_Problem description_: Quote the listing below in full and exactly as written, but omit every picture.

= = = =

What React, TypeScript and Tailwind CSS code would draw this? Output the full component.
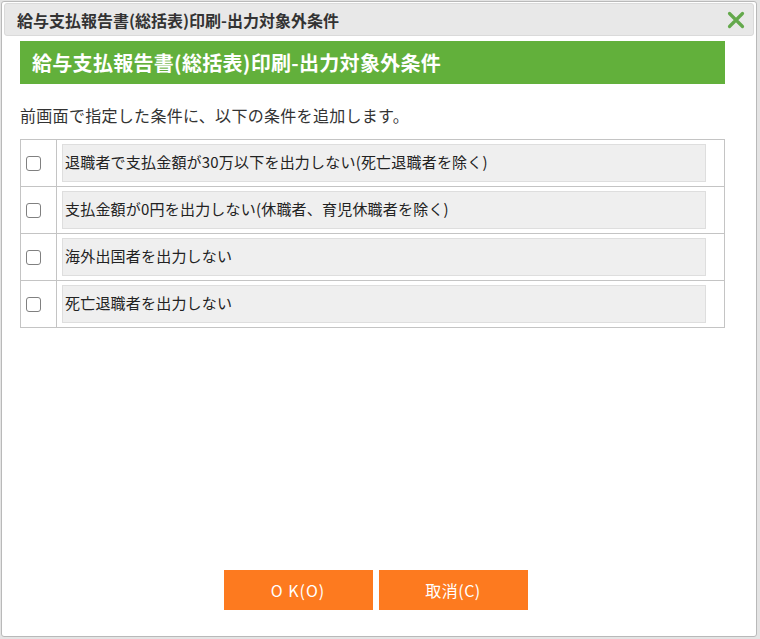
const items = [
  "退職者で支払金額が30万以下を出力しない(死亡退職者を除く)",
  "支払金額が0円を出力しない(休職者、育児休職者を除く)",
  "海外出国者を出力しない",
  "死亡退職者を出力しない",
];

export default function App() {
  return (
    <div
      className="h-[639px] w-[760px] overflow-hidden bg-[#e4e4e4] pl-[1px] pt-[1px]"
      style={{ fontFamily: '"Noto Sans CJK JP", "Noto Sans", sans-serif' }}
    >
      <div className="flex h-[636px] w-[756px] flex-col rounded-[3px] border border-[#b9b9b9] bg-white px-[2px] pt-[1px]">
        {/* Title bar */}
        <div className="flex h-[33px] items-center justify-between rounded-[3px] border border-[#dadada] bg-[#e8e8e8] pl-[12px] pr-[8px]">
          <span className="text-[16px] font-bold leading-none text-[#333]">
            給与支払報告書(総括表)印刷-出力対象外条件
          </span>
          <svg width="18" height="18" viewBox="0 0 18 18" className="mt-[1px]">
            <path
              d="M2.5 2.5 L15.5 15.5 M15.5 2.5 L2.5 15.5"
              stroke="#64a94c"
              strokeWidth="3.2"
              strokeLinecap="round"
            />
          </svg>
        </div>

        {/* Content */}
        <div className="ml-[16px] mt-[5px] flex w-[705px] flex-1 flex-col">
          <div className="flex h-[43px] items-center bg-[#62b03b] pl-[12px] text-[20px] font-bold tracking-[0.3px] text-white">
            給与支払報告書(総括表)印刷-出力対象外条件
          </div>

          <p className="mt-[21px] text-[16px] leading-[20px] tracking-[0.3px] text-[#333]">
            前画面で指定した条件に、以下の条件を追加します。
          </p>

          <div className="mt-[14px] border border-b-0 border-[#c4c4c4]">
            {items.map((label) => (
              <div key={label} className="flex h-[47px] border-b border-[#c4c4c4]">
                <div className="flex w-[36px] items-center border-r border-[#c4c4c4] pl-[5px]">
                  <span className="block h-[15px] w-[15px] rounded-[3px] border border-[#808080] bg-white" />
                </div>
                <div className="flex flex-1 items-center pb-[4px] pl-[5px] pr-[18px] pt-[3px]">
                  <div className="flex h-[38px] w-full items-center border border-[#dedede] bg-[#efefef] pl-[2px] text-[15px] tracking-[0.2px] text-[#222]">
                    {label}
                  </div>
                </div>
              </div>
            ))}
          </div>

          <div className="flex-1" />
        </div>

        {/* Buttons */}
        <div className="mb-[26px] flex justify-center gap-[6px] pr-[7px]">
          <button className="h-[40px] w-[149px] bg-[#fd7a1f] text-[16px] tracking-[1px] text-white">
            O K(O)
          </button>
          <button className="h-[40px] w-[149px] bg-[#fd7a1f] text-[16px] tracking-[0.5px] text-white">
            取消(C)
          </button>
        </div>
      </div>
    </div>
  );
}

= = = =

_Exercise output_:
What React, TypeScript and Tailwind CSS code would draw this? Output the full component.
const items = [
  "退職者で支払金額が30万以下を出力しない(死亡退職者を除く)",
  "支払金額が0円を出力しない(休職者、育児休職者を除く)",
  "海外出国者を出力しない",
  "死亡退職者を出力しない",
];

export default function App() {
  return (
    <div
      className="h-[639px] w-[760px] overflow-hidden bg-[#e4e4e4] pl-[1px] pt-[1px]"
      style={{ fontFamily: '"Noto Sans CJK JP", "Noto Sans", sans-serif' }}
    >
      <div className="flex h-[636px] w-[756px] flex-col rounded-[3px] border border-[#b9b9b9] bg-white px-[2px] pt-[1px]">
        {/* Title bar */}
        <div className="flex h-[33px] items-center justify-between rounded-[3px] border border-[#dadada] bg-[#e8e8e8] pl-[12px] pr-[8px]">
          <span className="text-[16px] font-bold leading-none text-[#333]">
            給与支払報告書(総括表)印刷-出力対象外条件
          </span>
          <svg width="18" height="18" viewBox="0 0 18 18" className="mt-[1px]">
            <path
              d="M2.5 2.5 L15.5 15.5 M15.5 2.5 L2.5 15.5"
              stroke="#64a94c"
              strokeWidth="3.2"
              strokeLinecap="round"
            />
          </svg>
        </div>

        {/* Content */}
        <div className="ml-[16px] mt-[5px] flex w-[705px] flex-1 flex-col">
          <div className="flex h-[43px] items-center bg-[#62b03b] pl-[12px] text-[20px] font-bold tracking-[0.3px] text-white">
            給与支払報告書(総括表)印刷-出力対象外条件
          </div>

          <p className="mt-[21px] text-[16px] leading-[20px] tracking-[0.3px] text-[#333]">
            前画面で指定した条件に、以下の条件を追加します。
          </p>

          <div className="mt-[14px] border border-b-0 border-[#c4c4c4]">
            {items.map((label) => (
              <div key={label} className="flex h-[47px] border-b border-[#c4c4c4]">
                <div className="flex w-[36px] items-center border-r border-[#c4c4c4] pl-[5px]">
                  <span className="block h-[15px] w-[15px] rounded-[3px] border border-[#808080] bg-white" />
                </div>
                <div className="flex flex-1 items-center pb-[4px] pl-[5px] pr-[18px] pt-[3px]">
                  <div className="flex h-[38px] w-full items-center border border-[#dedede] bg-[#efefef] pl-[2px] text-[15px] tracking-[0.2px] text-[#222]">
                    {label}
                  </div>
                </div>
              </div>
            ))}
          </div>

          <div className="flex-1" />
        </div>

        {/* Buttons */}
        <div className="mb-[26px] flex justify-center gap-[6px] pr-[7px]">
          <button className="h-[40px] w-[149px] bg-[#fd7a1f] text-[16px] tracking-[1px] text-white">
            O K(O)
          </button>
          <button className="h-[40px] w-[149px] bg-[#fd7a1f] text-[16px] tracking-[0.5px] text-white">
            取消(C)
          </button>
        </div>
      </div>
    </div>
  );
}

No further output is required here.